The World Bank now reports that GDP growth has slowed from 10.6% in the first half of the year as the stimulus impact faded and investment and urban consumption decelerated. The Bank says that slowdown has now ceased. It is forecasting 10% growth for the year as a whole, a slight increase on its previous quarterly forecast. It says the growth rate will ease to 8.7% in 2011 as investment falls further and the global economy’s recovery remains moderate, fragile and uncertain. This Bystander thinks the Bank’s 2011 number to be too low and that China’s growth will be closer to this year’s than to the Bank’s forecast. Beijing’s policymakers have got the growth rate into a comfort zone and will want to keep it there. They have anyway in their back pockets new pubic investment programs likely to be started next year to speed up development of inland cities and to promote strategic new industries as insurance if the global economic winds blow unexpectedly ill.
Beyond the external risk to the domestic economy from the fragility of the global economy, the Bank identifies three homegrown risks that could also undercut its growth forecast: a property bubble, strained local government finances and bad bank debt. It notes that measures continue to be undertaken to minimize them, even if success is mixed. Property prices are proving particularly intractable despite an endless barrage of measures to rein in property speculation. In addition, weather-related higher food prices could keep inflation above the government’s 3% target for a while though core inflation remans in check, and price controls and stockpiles give the authorities some scope to hold rice and wheat prices.
However, the global inflation outlook is uncertain and likely to be volatile depending on how much liquidity central banks pump. (China took a pop at the U.S. Federal Reserve’s second round of quantitative easing on Friday.) While the exchange rate could bear some of the strain of that adjustment, Beijing won’t be moved into letting the yuan appreciate any faster against the dollar than it has been. That is one reason we think the People’s Bank of China will continue to raise interest rates, as an alternative damper on inflation despite the hot money rate rises would attract.

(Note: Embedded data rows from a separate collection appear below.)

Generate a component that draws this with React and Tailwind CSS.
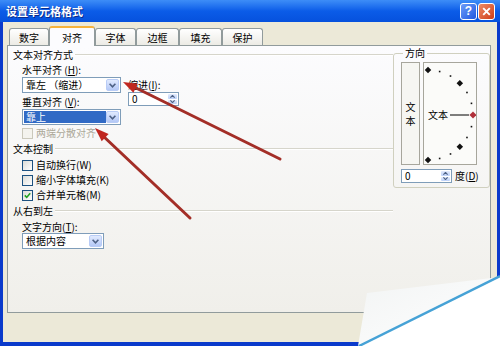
import React from 'react';

const Chevron = () => (
  <svg width="7" height="5" viewBox="0 0 7 5">
    <path d="M0.6 0.8 L3.5 3.8 L6.4 0.8" fill="none" stroke="#4D6185" strokeWidth="1.6" />
  </svg>
);

const DropBtn = () => (
  <div className="w-[13px] flex items-center justify-center bg-gradient-to-b from-[#E1EAFE] to-[#B4C8F6] border border-[#B9CCF6] rounded-[2px]">
    <Chevron />
  </div>
);

const Select = ({ value, width, selected }) => (
  <div className={`flex items-stretch h-[16px] border border-[#7F9DB9] bg-white p-[1px] ${width}`}>
    <div
      className={`flex-1 flex items-center px-[2px] leading-[12px] ${
        selected ? 'bg-[#316AC5] text-white' : ''
      }`}
    >
      {value}
    </div>
    <DropBtn />
  </div>
);

const Spin = ({ width }) => (
  <div className={`flex h-[14px] border border-[#7F9DB9] bg-white ${width}`}>
    <div className="flex-1 pl-[3px] leading-[12px]">0</div>
    <div className="w-[11px] flex flex-col gap-[1px] p-[1px]">
      <div className="flex-1 flex items-center justify-center bg-gradient-to-b from-[#E3EBFD] to-[#BCD0F8] rounded-[1px]">
        <svg width="5" height="3" viewBox="0 0 5 3">
          <path d="M0.4 2.7 L2.5 0.4 L4.6 2.7" fill="none" stroke="#4D6185" strokeWidth="1.1" />
        </svg>
      </div>
      <div className="flex-1 flex items-center justify-center bg-gradient-to-b from-[#E3EBFD] to-[#BCD0F8] rounded-[1px]">
        <svg width="5" height="3" viewBox="0 0 5 3">
          <path d="M0.4 0.3 L2.5 2.6 L4.6 0.3" fill="none" stroke="#4D6185" strokeWidth="1.1" />
        </svg>
      </div>
    </div>
  </div>
);

const Check = ({ label, checked, disabled }) => (
  <div className="flex items-center gap-[3px] h-[14px]">
    <div
      className={`w-[11px] h-[11px] border flex items-center justify-center ${
        disabled
          ? 'border-[#CAC8BB] bg-[#F4F3EE]'
          : 'border-[#1C5180] bg-gradient-to-br from-[#DCDCD7] to-white'
      }`}
    >
      {checked && (
        <svg width="7" height="7" viewBox="0 0 7 7">
          <path d="M0.8 3.4 L2.7 5.4 L6.2 1.2" fill="none" stroke="#21A121" strokeWidth="1.6" />
        </svg>
      )}
    </div>
    <span className={`leading-[12px] ${disabled ? 'text-[#ACA899]' : ''}`}>{label}</span>
  </div>
);

const GroupHead = ({ title, className }) => (
  <div className={`flex items-center h-[14px] ${className}`}>
    <span className="leading-[12px] pr-[2px]">{title}</span>
    <div className="flex-1 h-[2px] border-t border-[#D6D5CB] border-b border-b-white" />
  </div>
);

const Tab = ({ label, width, active }) =>
  active ? (
    <div
      className={`${width} h-[20px] -mb-[1px] z-10 relative flex items-center justify-center bg-[#FCFCFE] border border-b-0 border-[#919B9C] border-t-2 border-t-[#F6B33D] rounded-t-[3px]`}
    >
      {label}
    </div>
  ) : (
    <div
      className={`${width} h-[17px] flex items-center justify-center bg-gradient-to-b from-white to-[#ECEBE5] border border-b-0 border-[#919B9C] rounded-t-[3px]`}
    >
      {label}
    </div>
  );

const arrowHead = (tx, ty, fx, fy, len, w) => {
  const dx = tx - fx;
  const dy = ty - fy;
  const d = Math.hypot(dx, dy);
  const ux = dx / d;
  const uy = dy / d;
  const bx = tx - ux * len;
  const by = ty - uy * len;
  const nx = -uy * (w / 2);
  const ny = ux * (w / 2);
  return `${tx},${ty} ${bx + nx},${by + ny} ${bx - nx},${by - ny}`;
};

const Dial = () => {
  const cx = 4;
  const cy = 52;
  const r = 45;
  const pts = [];
  for (let a = -90; a <= 90; a += 15) {
    const rad = (a * Math.PI) / 180;
    pts.push({ a, x: cx + r * Math.cos(rad), y: cy - r * Math.sin(rad) });
  }
  return (
    <svg width="52" height="101" viewBox="0 0 52 101">
      {pts.map((p) => {
        if (p.a === 0) {
          return (
            <rect
              key={p.a}
              x={p.x - 2.5}
              y={p.y - 2.5}
              width="5"
              height="5"
              fill="#B0303A"
              transform={`rotate(45 ${p.x} ${p.y})`}
            />
          );
        }
        if (Math.abs(p.a) % 45 === 0) {
          return (
            <rect
              key={p.a}
              x={p.x - 2.3}
              y={p.y - 2.3}
              width="4.6"
              height="4.6"
              fill="#111"
              transform={`rotate(45 ${p.x} ${p.y})`}
            />
          );
        }
        return <rect key={p.a} x={p.x - 0.8} y={p.y - 0.8} width="1.6" height="1.6" fill="#111" />;
      })}
      <text x="4" y="56" fontSize="10" fill="#000" fontFamily="'Noto Sans CJK SC', sans-serif">
        文本
      </text>
      <line x1="26" y1="52" x2="45" y2="52" stroke="#000" strokeWidth="1" />
    </svg>
  );
};

export default function App() {
  return (
    <div className="relative w-[500px] h-[346px] overflow-hidden flex flex-col bg-[#0A3ACB] text-[10px] text-black font-['Noto_Sans_CJK_SC',sans-serif]">
      {/* title bar */}
      <div className="h-[22px] flex items-center justify-between pl-[6px] pr-[5px] bg-gradient-to-b from-[#3D8DF7] via-[#0B5CE8] to-[#0651DD]">
        <span className="text-white font-bold text-[11px] leading-[14px] [text-shadow:1px_1px_0_#0A2A8A]">
          设置单元格格式
        </span>
        <div className="flex gap-[1px] items-center">
          <div className="w-[17px] h-[17px] rounded-[3px] border border-white bg-gradient-to-br from-[#6D9BF8] to-[#1E56E0] flex items-center justify-center text-white font-bold text-[12px] leading-[12px] font-['Liberation_Sans',sans-serif]">
            ?
          </div>
          <div className="w-[17px] h-[17px] rounded-[3px] border border-white bg-gradient-to-br from-[#EC8A63] to-[#CE3A12] flex items-center justify-center">
            <svg width="9" height="9" viewBox="0 0 9 9">
              <path d="M1.2 1.2 L7.8 7.8 M7.8 1.2 L1.2 7.8" stroke="#fff" strokeWidth="1.9" />
            </svg>
          </div>
        </div>
      </div>

      {/* body */}
      <div className="flex-1 mx-[3px] mb-[4px] bg-[#ECE9D8] flex flex-col pt-[4px]">
        <div className="flex items-end h-[19px] pl-[6px]">
          <Tab label="数字" width="w-[40px]" />
          <Tab label="对齐" width="w-[46px]" active />
          <Tab label="字体" width="w-[41px]" />
          <Tab label="边框" width="w-[43px]" />
          <Tab label="填充" width="w-[43px]" />
          <Tab label="保护" width="w-[41px]" />
        </div>

        <div className="ml-[4px] w-[484px] h-[268px] border border-[#919B9C] bg-gradient-to-b from-[#FCFCFE] to-[#F0EFEA] flex">
          {/* left column */}
          <div className="w-[385px] pl-[5px] pt-[2px] flex flex-col">
            <GroupHead title="文本对齐方式" />
            <div className="flex pl-[9px] mt-[1px]">
              <div className="flex flex-col">
                <div className="h-[14px] leading-[12px] flex items-center">
                  水平对齐 (<u>H</u>):
                </div>
                <Select value="靠左 （缩进）" width="w-[99px]" />
                <div className="h-[14px] mt-[2px] leading-[12px] flex items-center">
                  垂直对齐 (<u>V</u>):
                </div>
                <Select value="靠上" width="w-[99px]" selected />
                <div className="mt-[1px]">
                  <Check label="两端分散对齐" disabled />
                </div>
              </div>
              <div className="flex flex-col ml-[7px] pt-[15px]">
                <div className="h-[14px] leading-[12px] flex items-center">
                  缩进(<u>I</u>):
                </div>
                <Spin width="w-[51px]" />
              </div>
            </div>

            <GroupHead title="文本控制" className="mt-[2px]" />
            <div className="flex flex-col gap-[1px] pl-[9px] mt-[2px]">
              <Check label="自动换行(W)" />
              <Check label="缩小字体填充(K)" />
              <Check label="合并单元格(M)" checked />
            </div>

            <GroupHead title="从右到左" className="mt-[2px]" />
            <div className="pl-[9px] mt-[2px] flex flex-col">
              <div className="h-[13px] leading-[12px] flex items-center">
                文字方向(<u>T</u>):
              </div>
              <Select value="根据内容" width="w-[82px]" />
            </div>
          </div>

          {/* orientation group */}
          <fieldset className="w-[97px] h-[141px] mt-[1px] border border-[#D0D0BF] rounded-[3px] pl-[7px] pt-[3px] flex flex-col">
            <legend className="px-[2px] ml-[2px] leading-[12px]">方向</legend>
            <div className="flex gap-[3px]">
              <div className="w-[19px] h-[103px] border border-[#A7A69C] bg-[#F6F6F2] flex flex-col items-center justify-center gap-[1px]">
                <span className="leading-[13px]">文</span>
                <span className="leading-[13px]">本</span>
              </div>
              <div className="w-[54px] h-[103px] border border-[#A7A69C] bg-[#FBFBF9]">
                <Dial />
              </div>
            </div>
            <div className="flex items-center mt-[4px] gap-[3px]">
              <Spin width="w-[51px]" />
              <span className="leading-[12px]">度(<u>D</u>)</span>
            </div>
          </fieldset>
        </div>
      </div>

      {/* annotation arrows */}
      <svg className="absolute top-0 left-0 pointer-events-none" width="500" height="346" viewBox="0 0 500 346">
        <line x1="280" y1="159" x2="132" y2="86" stroke="#A32E27" strokeWidth="3" strokeLinecap="round" />
        <polygon points={arrowHead(123, 82, 280, 159, 14, 10)} fill="#C0261F" />
        <line x1="190" y1="218" x2="102" y2="135" stroke="#A32E27" strokeWidth="3" strokeLinecap="round" />
        <polygon points={arrowHead(95, 128, 190, 218, 14, 10)} fill="#C0261F" />
      </svg>

      {/* page curl */}
      <svg className="absolute top-0 left-0 pointer-events-none" width="500" height="346" viewBox="0 0 500 346">
        <defs>
          <linearGradient id="fold" x1="0" y1="0" x2="1" y2="1">
            <stop offset="0" stopColor="#F2F4F4" />
            <stop offset="1" stopColor="#FFFFFF" />
          </linearGradient>
        </defs>
        <polygon points="367,293 358,346 500,276 500,277" fill="url(#fold)" />
        <polygon points="360,346 500,346 500,276" fill="#FFFFFF" />
        <line x1="359" y1="346" x2="500" y2="276" stroke="#46A2D6" strokeWidth="2.5" />
      </svg>
    </div>
  );
}
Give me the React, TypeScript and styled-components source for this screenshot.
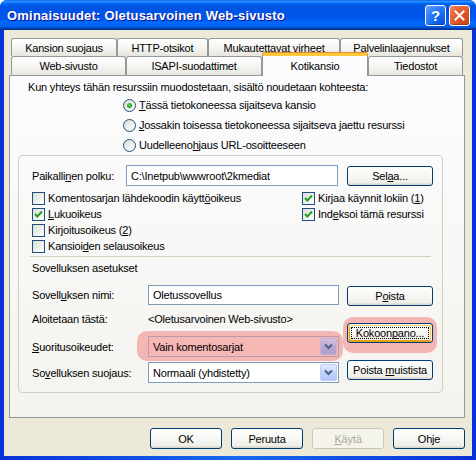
import React, { ReactNode } from "react";
import styled, { createGlobalStyle } from "styled-components";

const GlobalStyle = createGlobalStyle`
  html, body {
    margin: 0;
    padding: 0;
  }
  body {
    font-family: "Liberation Sans", Arial, sans-serif;
    font-size: 11px;
    letter-spacing: -0.2px;
    color: #000;
  }
  u {
    text-decoration: underline;
    text-underline-offset: 1px;
  }
`;

const Window = styled.div`
  width: 476px;
  height: 460px;
  box-sizing: border-box;
  display: flex;
  flex-direction: column;
  background: linear-gradient(to right, #0831d9, #166aee 50%, #0831d9);
  border-radius: 7px 7px 0 0;
  overflow: hidden;
`;

const TitleBar = styled.div`
  height: 30px;
  flex: none;
  display: flex;
  align-items: center;
  padding: 0 6px 0 7px;
  gap: 3px;
  background: linear-gradient(
    to bottom,
    #0058ee 0%,
    #3593ff 4%,
    #288eff 6%,
    #127dff 8%,
    #036ffc 10%,
    #0262ee 14%,
    #0057e5 20%,
    #0054e3 24%,
    #0055eb 56%,
    #005bf5 66%,
    #026afe 76%,
    #0062ef 86%,
    #0052d6 92%,
    #0040ab 94%,
    #003092 100%
  );
`;

const Title = styled.div`
  flex: 1;
  color: #fff;
  font-weight: bold;
  font-size: 13px;
  letter-spacing: 0.2px;
  text-shadow: 1px 1px #0f1089;
  white-space: nowrap;
`;

const CaptionButton = styled.div<{ $kind: "help" | "close" }>`
  width: 21px;
  height: 21px;
  box-sizing: border-box;
  border: 1px solid #fff;
  border-radius: 3px;
  display: flex;
  align-items: center;
  justify-content: center;
  color: #fff;
  font-weight: bold;
  font-size: 15px;
  background: ${({ $kind }) =>
    $kind === "help"
      ? "radial-gradient(circle at 90% 90%, #0054e3 0%, #2276f5 55%, #68a2ff 100%)"
      : "radial-gradient(circle at 90% 90%, #cc4616 0%, #e3592c 55%, #f08a60 100%)"};
  box-shadow: inset 0 -1px 1px rgba(0, 0, 0, 0.25);
`;

const Body = styled.div`
  flex: 1;
  margin: 0 4px 4px;
  background: #ece9d8;
  padding: 8px 7px 0 5px;
  display: flex;
  flex-direction: column;
`;

const TabStrip = styled.div`
  padding: 0 2px;
  display: flex;
  flex-direction: column;
`;

const TabRow = styled.div<{ $height: number }>`
  display: flex;
  height: ${({ $height }) => $height}px;
  align-items: flex-end;
`;

const Tab = styled.div<{ $width: number; $active?: boolean }>`
  position: relative;
  width: ${({ $width }) => $width}px;
  height: ${({ $active }) => ($active ? "23px" : "100%")};
  margin-bottom: ${({ $active }) => ($active ? "-1px" : "0")};
  z-index: ${({ $active }) => ($active ? 2 : 1)};
  box-sizing: border-box;
  border: 1px solid #919b9c;
  border-bottom: none;
  border-radius: 3px 3px 0 0;
  display: flex;
  align-items: ${({ $active }) => ($active ? "flex-start" : "center")};
  padding-top: ${({ $active }) => ($active ? "4px" : "0")};
  justify-content: center;
  white-space: nowrap;
  background: ${({ $active }) =>
    $active ? "#fcfcfe" : "linear-gradient(to bottom, #ffffff, #f3f3ef 60%, #e6e5de)"};
  border-top: ${({ $active }) => ($active ? "3px solid #ffc83c" : "1px solid #919b9c")};
  ${({ $active }) => ($active ? "box-shadow: 0 -1px 0 #e68b2c;" : "")}
`;

const Panel = styled.div`
  height: 343px;
  box-sizing: border-box;
  border: 1px solid #919b9c;
  background: linear-gradient(to bottom, #fcfcfe, #f4f3ee);
  padding: 4px 0 0;
  display: flex;
  flex-direction: column;
`;

const Intro = styled.div`
  line-height: 14px;
  padding-left: 18px;
`;

const RadioList = styled.div`
  margin: 1px 0 0 113px;
  display: flex;
  flex-direction: column;
`;

const OptionRow = styled.div<{ $height: number }>`
  height: ${({ $height }) => $height}px;
  display: flex;
  align-items: center;
  gap: 3px;
  white-space: nowrap;
`;

const RadioCircle = styled.span<{ $checked?: boolean }>`
  width: 13px;
  height: 13px;
  box-sizing: border-box;
  border-radius: 50%;
  border: 1px solid #1c5180;
  background: linear-gradient(135deg, #dcdcd7, #ffffff);
  display: flex;
  align-items: center;
  justify-content: center;
  &::after {
    content: "";
    display: ${({ $checked }) => ($checked ? "block" : "none")};
    width: 5px;
    height: 5px;
    border-radius: 50%;
    background: radial-gradient(circle at 40% 40%, #5ed65a, #21a121 60%, #188518);
  }
`;

const CheckBox = styled.span`
  width: 13px;
  height: 13px;
  flex: none;
  box-sizing: border-box;
  border: 1px solid #1c5180;
  background: linear-gradient(135deg, #dcdcd7, #ffffff);
  display: flex;
  align-items: center;
  justify-content: center;
`;

const GroupBox = styled.div`
  margin: 0 21px 0 8px;
  height: 238px;
  box-sizing: border-box;
  border: 1px solid #d0d0bf;
  border-radius: 4px;
  padding: 9px 9px 0 13px;
  display: flex;
  flex-direction: column;
`;

const PathRow = styled.div`
  height: 21px;
  display: flex;
  align-items: center;
  gap: 9px;
`;

const Label = styled.div<{ $width?: number }>`
  width: ${({ $width }) => ($width ? `${$width}px` : "auto")};
  flex: none;
  white-space: nowrap;
`;

const Field = styled.div<{ $width: number; $height?: number }>`
  width: ${({ $width }) => $width}px;
  height: ${({ $height }) => $height ?? 21}px;
  box-sizing: border-box;
  border: 1px solid #7f9db9;
  background: #fff;
  padding: 0 4px;
  display: flex;
  align-items: center;
  white-space: nowrap;
`;

const Button = styled.div<{ $width: number; $height?: number; $disabled?: boolean; $focused?: boolean }>`
  width: ${({ $width }) => $width}px;
  height: ${({ $height }) => $height ?? 21}px;
  flex: none;
  box-sizing: border-box;
  border: 1px solid ${({ $disabled }) => ($disabled ? "#c9c7ba" : "#003c74")};
  border-radius: 3px;
  display: flex;
  align-items: center;
  justify-content: center;
  white-space: nowrap;
  color: ${({ $disabled }) => ($disabled ? "#aca899" : "#000")};
  background: ${({ $disabled }) =>
    $disabled ? "#f5f4ea" : "linear-gradient(to bottom, #ffffff, #f0f0ea 86%, #d6d0c5)"};
  position: relative;
  z-index: 1;
  ${({ $focused }) =>
    $focused
      ? `box-shadow: inset -1px 1px #fff0cf, inset 1px 2px #fdd889, inset -2px 2px #fbc761, inset 2px -2px #e5a01a;
         &::after {
           content: "";
           position: absolute;
           inset: 3px;
           border: 1px dotted #000;
         }`
      : ""}
`;

const CheckGrid = styled.div`
  margin-top: 4px;
  display: grid;
  grid-template-columns: 270px 1fr;
  grid-auto-rows: 16px;
`;

const Separator = styled.div`
  margin: 2px 0 0 -2px;
  width: 401px;
  border-top: 1px solid #d0d0bf;
`;

const SectionTitle = styled.div`
  margin-top: 4px;
  line-height: 14px;
`;

const AppSection = styled.div`
  margin-top: 10px;
  display: flex;
`;

const AppGrid = styled.div`
  display: grid;
  grid-template-columns: 116px 191px;
  grid-template-rows: 20px 28px 27px 25px;
  align-items: center;
`;

const ButtonColumn = styled.div`
  margin-left: 8px;
  padding-top: 1px;
  display: flex;
  flex-direction: column;
  gap: 17px;
`;

const Marked = styled.div`
  position: relative;
`;

const MarkShape = styled.div<{ $t: number; $r: number; $b: number; $l: number }>`
  position: absolute;
  top: ${({ $t }) => -$t}px;
  right: ${({ $r }) => -$r}px;
  bottom: ${({ $b }) => -$b}px;
  left: ${({ $l }) => -$l}px;
  border-radius: 10px;
  background: #f3b6b2;
  z-index: 0;
`;

const Combo = styled.div<{ $width: number; $tinted?: boolean }>`
  width: ${({ $width }) => $width}px;
  height: 21px;
  box-sizing: border-box;
  border: 1px solid ${({ $tinted }) => ($tinted ? "#b79aae" : "#7f9db9")};
  background: ${({ $tinted }) => ($tinted ? "#f6b7b5" : "#fff")};
  display: flex;
  align-items: center;
  padding: 0 1px 0 4px;
  position: relative;
  z-index: 1;
  & > span:last-child {
    ${({ $tinted }) =>
      $tinted
        ? "background: linear-gradient(to bottom, #d4bfdc, #b9a9d4 50%, #ad9ecc); border-color: #c5b1d5;"
        : ""}
  }
`;

const ComboText = styled.span`
  flex: 1;
  white-space: nowrap;
`;

const ComboArrow = styled.span`
  width: 17px;
  height: 17px;
  box-sizing: border-box;
  border: 1px solid #bccdf8;
  border-radius: 2px;
  background: linear-gradient(to bottom, #e1eafe, #c3d3fd 50%, #b1c6f7);
  display: flex;
  align-items: center;
  justify-content: center;
`;

const Footer = styled.div`
  margin-top: 10px;
  display: flex;
  justify-content: flex-end;
  gap: 9px;
`;

const Check = () => (
  <svg width="9" height="9" viewBox="0 0 9 9">
    <polyline points="1,4 3.3,6.5 8,1.5" fill="none" stroke="#21a121" strokeWidth="2" />
  </svg>
);

const Chevron = () => (
  <svg width="9" height="7" viewBox="0 0 9 7">
    <polyline points="1,1.5 4.5,5 8,1.5" fill="none" stroke="#4d6185" strokeWidth="2" />
  </svg>
);

const CloseIcon = () => (
  <svg width="11" height="11" viewBox="0 0 11 11">
    <path d="M1.5 1.5 L9.5 9.5 M9.5 1.5 L1.5 9.5" stroke="#fff" strokeWidth="2" strokeLinecap="square" />
  </svg>
);

type OptionProps = { checked?: boolean; children: ReactNode };

const Radio = ({ checked, children }: OptionProps) => (
  <OptionRow $height={20}>
    <RadioCircle $checked={checked} />
    <span>{children}</span>
  </OptionRow>
);

const CheckItem = ({ checked, children }: OptionProps) => (
  <OptionRow $height={16}>
    <CheckBox>{checked && <Check />}</CheckBox>
    <span>{children}</span>
  </OptionRow>
);

const ComboBox = ({ value, tinted }: { value: string; tinted?: boolean }) => (
  <Combo $width={191} $tinted={tinted}>
    <ComboText>{value}</ComboText>
    <ComboArrow>
      <Chevron />
    </ComboArrow>
  </Combo>
);

type BtnProps = {
  width: number;
  height?: number;
  disabled?: boolean;
  focused?: boolean;
  children: ReactNode;
};

const PushButton = ({ width, height, disabled, focused, children }: BtnProps) => (
  <Button $width={width} $height={height} $disabled={disabled} $focused={focused}>
    <span>{children}</span>
  </Button>
);

const App = () => (
  <>
    <GlobalStyle />
    <Window>
      <TitleBar>
        <Title>Ominaisuudet: Oletusarvoinen Web-sivusto</Title>
        <CaptionButton $kind="help">?</CaptionButton>
        <CaptionButton $kind="close">
          <CloseIcon />
        </CaptionButton>
      </TitleBar>
      <Body>
        <TabStrip>
          <TabRow $height={18}>
            <Tab $width={106}>Kansion suojaus</Tab>
            <Tab $width={91}>HTTP-otsikot</Tab>
            <Tab $width={132}>Mukautettavat virheet</Tab>
            <Tab $width={123}>Palvelinlaajennukset</Tab>
          </TabRow>
          <TabRow $height={19}>
            <Tab $width={115}>Web-sivusto</Tab>
            <Tab $width={136}>ISAPI-suodattimet</Tab>
            <Tab $width={106} $active>
              Kotikansio
            </Tab>
            <Tab $width={95}>Tiedostot</Tab>
          </TabRow>
        </TabStrip>
        <Panel>
          <Intro>Kun yhteys tähän resurssiin muodostetaan, sisältö noudetaan kohteesta:</Intro>
          <RadioList>
            <Radio checked>
              <u>T</u>ässä tietokoneessa sijaitseva kansio
            </Radio>
            <Radio>
              <u>J</u>ossakin toisessa tietokoneessa sijaitseva jaettu resurssi
            </Radio>
            <Radio>
              Uudelleeno<u>h</u>jaus URL-osoitteeseen
            </Radio>
          </RadioList>
          <GroupBox>
            <PathRow>
              <Label $width={85}>
                Paikalli<u>n</u>en polku:
              </Label>
              <Field $width={212}>C:\Inetpub\wwwroot\2kmediat</Field>
              <PushButton width={86} height={20}>
                Sel<u>a</u>a...
              </PushButton>
            </PathRow>
            <CheckGrid>
              <CheckItem>
                Komentosarjan lähdekoodin käytt<u>ö</u>oikeus
              </CheckItem>
              <CheckItem checked>
                Kirjaa käynnit lokiin (<u>1</u>)
              </CheckItem>
              <CheckItem checked>
                <u>L</u>ukuoikeus
              </CheckItem>
              <CheckItem checked>
                Ind<u>e</u>ksoi tämä resurssi
              </CheckItem>
              <CheckItem>
                Kirjoitusoikeus (<u>2</u>)
              </CheckItem>
              <span />
              <CheckItem>
                Kansioi<u>d</u>en selausoikeus
              </CheckItem>
              <span />
            </CheckGrid>
            <Separator />
            <SectionTitle>Sovelluksen asetukset</SectionTitle>
            <AppSection>
              <AppGrid>
                <Label>
                  Sovell<u>u</u>ksen nimi:
                </Label>
                <Field $width={191} $height={20}>
                  Oletussovellus
                </Field>
                <Label>Aloitetaan tästä:</Label>
                <Label>&lt;Oletusarvoinen Web-sivusto&gt;</Label>
                <Label>
                  <u>S</u>uoritusoikeudet:
                </Label>
                <Marked>
                  <MarkShape $t={5} $r={4} $b={4} $l={11} />
                  <ComboBox value="Vain komentosarjat" tinted />
                </Marked>
                <Label>
                  So<u>v</u>elluksen suojaus:
                </Label>
                <ComboBox value="Normaali (yhdistetty)" />
              </AppGrid>
              <ButtonColumn>
                <PushButton width={86} height={20}>
                  P<u>o</u>ista
                </PushButton>
                <Marked>
                  <MarkShape $t={6} $r={4} $b={10} $l={4} />
                  <PushButton width={86} height={20} focused>
                    Kokoon<u>p</u>ano...
                  </PushButton>
                </Marked>
                <PushButton width={86} height={20}>
                  Poista <u>m</u>uistista
                </PushButton>
              </ButtonColumn>
            </AppSection>
          </GroupBox>
        </Panel>
        <Footer>
          <PushButton width={72}>OK</PushButton>
          <PushButton width={72}>Peruuta</PushButton>
          <PushButton width={72} disabled>
            <u>K</u>äytä
          </PushButton>
          <PushButton width={72}>Ohje</PushButton>
        </Footer>
      </Body>
    </Window>
  </>
);

export default App;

The Bank reaffirms its preference of market-based incentives to reorient the economy to greater domestic demand. It would like to see the cost of energy, capital and polluting raised and that of labour lowered. It does not advocate lower wages but tax changes and productivity gains to encourage consumption and employment. Manufacturing wages have been rising anyway since the mid-1990s, at least until the onset of the global financial crisis in 2008 put a brake to them. It is worth noting that productivity gains were more than enough to offset the cost of the increases in as much as unit labour costs fell over the same period and have been little changed since 2008.
The Bank also says that “rebalancing of the economy won’t happen by itself—it will require significant policy adjustment”. Which is easier said than done. Boosting private-sector development means opening areas of the economy where state champions are being groomed. It means stopping the big state owned banks making loans based on their connections to state owned enterprises rather than on true credit risk considerations. It means less direct local government control over economic development, via both planning and regulation. We don’t see any of those measures in the next five-year plan. Indeed, its headline policy is to steer more development to the interior to minimize regional wealth gaps.
The swing of economic power during the financial crisis back to state owned enterprises and away from the private sector doesn’t bode well. The new five-year plan calls for the development of service industries, where state-owned interests are less entrenched than they are in manufacturing industry, but it also calls for China’s multinationals, which are predominantly large state owned enterprises to become more vertically integrated. The danger is that they will crowd out the private sector in most everything from finance and technology to foreign direct investment that is now meant to bring China the higher-value-added technology and human expertise to upgrade its domestic industries and to offset the looming long-term problem of skills shortages and an ageing workforce.
Beyond the inherent conflict of state-directed capitalism, letting the private sector expand its reach, even to develop domestic demand, threatens vested political interests. These do not want reforms such as to the intergovernmental fiscal system that now channels tax revenues to them, or any undoing of the close ties between the Party’s princelings and big state-owned enterprises, or any competition for the business interests of powerful state institutions such as the military. Does the prospective new leadership, including president-apparent Xi Jinping, himself a princeling, have the stomach or capability, let alone the political mandate, to take on such battles?
Yet the need to rebalance China’ economy is greater than ever. Its sheer size and role in the world is significantly greater than at start of even the current five-year plan–which also had rebalancing the economy towards more domestic demand as an objective, don’t forget. It will be a long process; a multiple five-year-plan project. And politically very difficult. For now, political short-termism drives China’s economic policymaking just as much as it does policymaking in all the world’s heavyweight economies.